==== GIVEN DATA ====

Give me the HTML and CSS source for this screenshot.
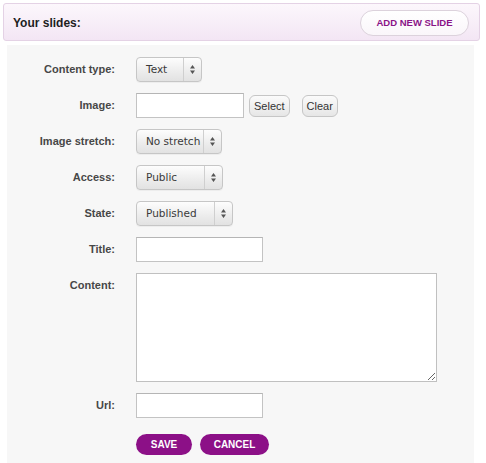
FILE: index.html
```html
<!DOCTYPE html>
<html>
<head>
<meta charset="utf-8">
<link rel="stylesheet" href="styles.css">
</head>
<body>
<div class="header">
  <span class="header-title">Your slides:</span>
  <button class="add-btn">ADD NEW SLIDE</button>
</div>
<div class="form">
  <div class="row">
    <label class="lbl">Content type:</label>
    <div class="ctl"><div class="select w-type"><span class="sel-text">Text</span><span class="sel-arrow"><svg width="5" height="9" viewBox="0 0 5 9"><path d="M0 3.5 L2.5 0 L5 3.5Z M0 5.5 L2.5 9 L5 5.5Z" fill="#555"/></svg></span></div></div>
  </div>
  <div class="row">
    <label class="lbl">Image:</label>
    <div class="ctl"><div class="input w-img"></div><button class="small-btn btn-select">Select</button><button class="small-btn">Clear</button></div>
  </div>
  <div class="row">
    <label class="lbl">Image stretch:</label>
    <div class="ctl"><div class="select w-stretch"><span class="sel-text">No stretch</span><span class="sel-arrow"><svg width="5" height="9" viewBox="0 0 5 9"><path d="M0 3.5 L2.5 0 L5 3.5Z M0 5.5 L2.5 9 L5 5.5Z" fill="#555"/></svg></span></div></div>
  </div>
  <div class="row">
    <label class="lbl">Access:</label>
    <div class="ctl"><div class="select w-access"><span class="sel-text">Public</span><span class="sel-arrow"><svg width="5" height="9" viewBox="0 0 5 9"><path d="M0 3.5 L2.5 0 L5 3.5Z M0 5.5 L2.5 9 L5 5.5Z" fill="#555"/></svg></span></div></div>
  </div>
  <div class="row">
    <label class="lbl">State:</label>
    <div class="ctl"><div class="select w-state"><span class="sel-text">Published</span><span class="sel-arrow"><svg width="5" height="9" viewBox="0 0 5 9"><path d="M0 3.5 L2.5 0 L5 3.5Z M0 5.5 L2.5 9 L5 5.5Z" fill="#555"/></svg></span></div></div>
  </div>
  <div class="row">
    <label class="lbl">Title:</label>
    <div class="ctl"><div class="input w-title"></div></div>
  </div>
  <div class="row">
    <label class="lbl">Content:</label>
    <div class="ctl"><textarea class="textarea"></textarea></div>
  </div>
  <div class="row">
    <label class="lbl">Url:</label>
    <div class="ctl"><div class="input w-title"></div></div>
  </div>
  <div class="row actions">
    <span class="lbl"></span>
    <div class="ctl"><button class="pill">SAVE</button><button class="pill cancel">CANCEL</button></div>
  </div>
</div>
</body>
</html>
```

FILE: styles.css
```css
html, body {
  margin: 0;
  padding: 0;
  background: #ffffff;
  font-family: "Liberation Sans", Arial, sans-serif;
}

.header {
  margin: 3px 6px 0 3px;
  height: 36px;
  border: 1px solid #e4d2e5;
  border-radius: 3px;
  background: linear-gradient(#fcf7fc, #f3e6f4);
  display: flex;
  align-items: center;
  justify-content: space-between;
  padding: 0 10px 0 9px;
}

.header-title {
  font-size: 12px;
  font-weight: bold;
  color: #1e1e1e;
  margin-top: 1px;
}

.add-btn {
  width: 109px;
  height: 26px;
  border-radius: 13px;
  border: 1px solid #dcd2dc;
  background: linear-gradient(#ffffff, #faf6fa);
  color: #8a1487;
  font-family: "Liberation Sans", Arial, sans-serif;
  font-weight: bold;
  font-size: 9.5px;
  padding: 0;
  margin-top: 1px;
}

.form {
  margin: 4px 12px 0 7px;
  background: #f7f7f7;
  padding: 12px 0 8px 0;
  display: flex;
  flex-direction: column;
  gap: 11px;
}

.row {
  display: flex;
  align-items: flex-start;
}

.actions {
  margin-top: 3px;
}

.lbl {
  width: 108px;
  flex: none;
  text-align: right;
  font-size: 11px;
  font-weight: bold;
  color: #474747;
  line-height: 25px;
  height: 25px;
  margin-right: 21px;
}

.ctl {
  display: flex;
  align-items: center;
  min-height: 25px;
}

.select {
  box-sizing: border-box;
  height: 25px;
  border: 1px solid #c6c6c6;
  border-radius: 4px;
  background: linear-gradient(#fdfdfd, #ececec 60%, #e2e2e2);
  display: flex;
  align-items: stretch;
  box-shadow: 0 1px 0 rgba(0,0,0,0.04);
}

.sel-text {
  flex: 1;
  padding-left: 9px;
  font-family: "DejaVu Sans", sans-serif;
  font-size: 10.5px;
  color: #3a3a3a;
  line-height: 23px;
  white-space: nowrap;
}

.sel-arrow {
  width: 17px;
  border-left: 1px solid #cfcfcf;
  display: flex;
  align-items: center;
  justify-content: center;
}

.w-type { width: 66px; }
.w-stretch { width: 86px; }
.w-access { width: 87px; }
.w-state { width: 97px; }

.input {
  box-sizing: border-box;
  height: 25px;
  background: #fff;
  border: 1px solid #c3c3c3;
  border-top-color: #b5b5b5;
}

.w-img { width: 108px; }
.w-title { width: 127px; }

.small-btn {
  box-sizing: border-box;
  height: 22px;
  padding: 0 4px;
  border: 1px solid #c6c6c6;
  border-radius: 6px;
  background: linear-gradient(#fbfbfb, #e6e6e6);
  font-family: "Liberation Sans", Arial, sans-serif;
  font-size: 11px;
  color: #333;
}

.btn-select {
  margin-left: 5px;
  margin-right: 12px;
}

.textarea {
  box-sizing: border-box;
  width: 301px;
  height: 109px;
  background: #fff;
  border: 1px solid #c0c0c0;
  border-radius: 0;
  margin: 0;
  display: block;
}

.pill {
  box-sizing: border-box;
  height: 21px;
  border: none;
  border-radius: 11px;
  background: #8c1087;
  color: #fff;
  font-family: "Liberation Sans", Arial, sans-serif;
  font-weight: bold;
  font-size: 10px;
  width: 56px;
  padding: 0;
}

.cancel {
  width: 69px;
  margin-left: 8px;
}
```
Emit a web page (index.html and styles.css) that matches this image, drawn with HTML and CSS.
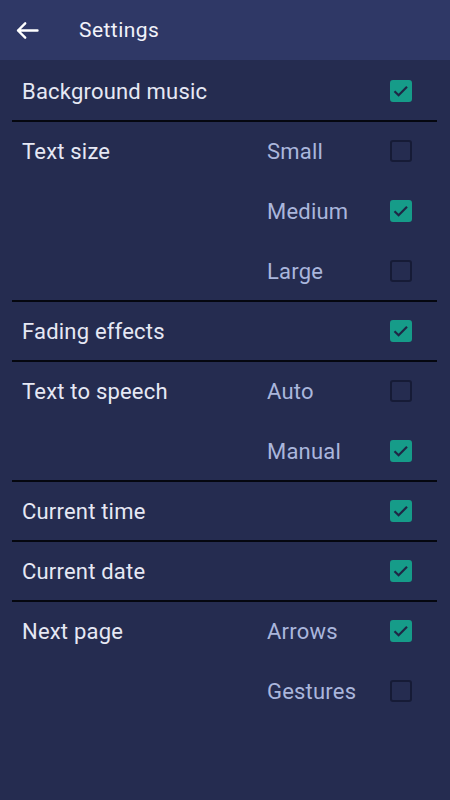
FILE: index.html
```html
<!DOCTYPE html>
<html>
<head>
<meta charset="utf-8">
<link rel="stylesheet" href="styles.css">
</head>
<body>
<div class="app">
  <header class="topbar">
    <span class="back">
      <svg width="26" height="24" viewBox="0 0 26 24"><path d="M4 12.5 H23.5 M11.2 5.3 L4 12.5 L11.2 19.7" fill="none" stroke="#ffffff" stroke-width="2.4" stroke-linecap="round" stroke-linejoin="round"/></svg>
    </span>
    <span class="title">Settings</span>
  </header>
  <main class="list">
    <section class="group">
      <div class="label">Background music</div>
      <div class="options">
        <div class="opt"><span class="opt-label"></span><span class="cb on"><svg viewBox="0 0 22 22"><path d="M4.5 11.2 L8.6 15.2 L17 6.8"/></svg></span></div>
      </div>
    </section>
    <div class="divider"></div>
    <section class="group">
      <div class="label">Text size</div>
      <div class="options">
        <div class="opt"><span class="opt-label">Small</span><span class="cb"></span></div>
        <div class="opt"><span class="opt-label">Medium</span><span class="cb on"><svg viewBox="0 0 22 22"><path d="M4.5 11.2 L8.6 15.2 L17 6.8"/></svg></span></div>
        <div class="opt"><span class="opt-label">Large</span><span class="cb"></span></div>
      </div>
    </section>
    <div class="divider"></div>
    <section class="group">
      <div class="label">Fading effects</div>
      <div class="options">
        <div class="opt"><span class="opt-label"></span><span class="cb on"><svg viewBox="0 0 22 22"><path d="M4.5 11.2 L8.6 15.2 L17 6.8"/></svg></span></div>
      </div>
    </section>
    <div class="divider"></div>
    <section class="group">
      <div class="label">Text to speech</div>
      <div class="options">
        <div class="opt"><span class="opt-label">Auto</span><span class="cb"></span></div>
        <div class="opt"><span class="opt-label">Manual</span><span class="cb on"><svg viewBox="0 0 22 22"><path d="M4.5 11.2 L8.6 15.2 L17 6.8"/></svg></span></div>
      </div>
    </section>
    <div class="divider"></div>
    <section class="group">
      <div class="label">Current time</div>
      <div class="options">
        <div class="opt"><span class="opt-label"></span><span class="cb on"><svg viewBox="0 0 22 22"><path d="M4.5 11.2 L8.6 15.2 L17 6.8"/></svg></span></div>
      </div>
    </section>
    <div class="divider"></div>
    <section class="group">
      <div class="label">Current date</div>
      <div class="options">
        <div class="opt"><span class="opt-label"></span><span class="cb on"><svg viewBox="0 0 22 22"><path d="M4.5 11.2 L8.6 15.2 L17 6.8"/></svg></span></div>
      </div>
    </section>
    <div class="divider"></div>
    <section class="group">
      <div class="label">Next page</div>
      <div class="options">
        <div class="opt"><span class="opt-label">Arrows</span><span class="cb on"><svg viewBox="0 0 22 22"><path d="M4.5 11.2 L8.6 15.2 L17 6.8"/></svg></span></div>
        <div class="opt"><span class="opt-label">Gestures</span><span class="cb"></span></div>
      </div>
    </section>
  </main>
</div>
</body>
</html>
```

FILE: styles.css
```css
* { box-sizing: border-box; }
html, body {
  margin: 0;
  padding: 0;
  background: #252c50;
}
body {
  font-family: Roboto, "Noto Sans", "Liberation Sans", sans-serif;
  width: 450px;
  height: 800px;
  overflow: hidden;
}
.app {
  width: 450px;
  min-height: 800px;
  background: #252c50;
}
.topbar {
  height: 60px;
  background: #2f3866;
  display: flex;
  align-items: center;
  padding-left: 14px;
}
.back {
  width: 26px;
  height: 24px;
  display: flex;
}
.title {
  margin-left: 39px;
  color: #f1f2fa;
  font-size: 21px;
  letter-spacing: 0.45px;
}
.list {
  padding-top: 1px;
}
.group {
  display: flex;
  padding-left: 22px;
  padding-right: 38px;
}
.label {
  flex: 1;
  height: 60px;
  display: flex;
  align-items: center;
  color: #e6e8f4;
  font-size: 22px;
  letter-spacing: 0.2px;
}
.options {
  display: flex;
  flex-direction: column;
}
.opt {
  height: 60px;
  display: flex;
  align-items: center;
}
.opt-label {
  width: 123px;
  color: #aab6dc;
  font-size: 22px;
  letter-spacing: 0.2px;
}
.cb {
  width: 22px;
  height: 22px;
  border-radius: 3px;
  border: 2px solid #161b36;
  display: flex;
}
.cb.on {
  background: #169c89;
  border-color: #169c89;
}
.cb svg {
  width: 22px;
  height: 22px;
  margin: -2px;
  fill: none;
  stroke: #1e2746;
  stroke-width: 2.2;
}
.divider {
  height: 2px;
  margin: -1px 13px -1px 12px;
  background: #05070f;
}
```
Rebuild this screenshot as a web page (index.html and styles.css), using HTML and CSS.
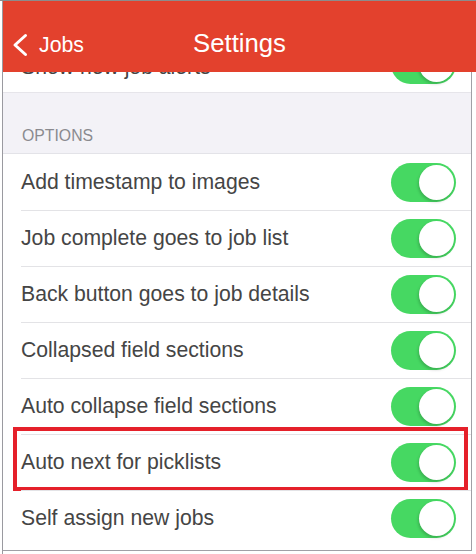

====

SET TASK:
Work out how many lines of the data above hold the word "index", and write only the count.

EXERCISE OUTPUT:
4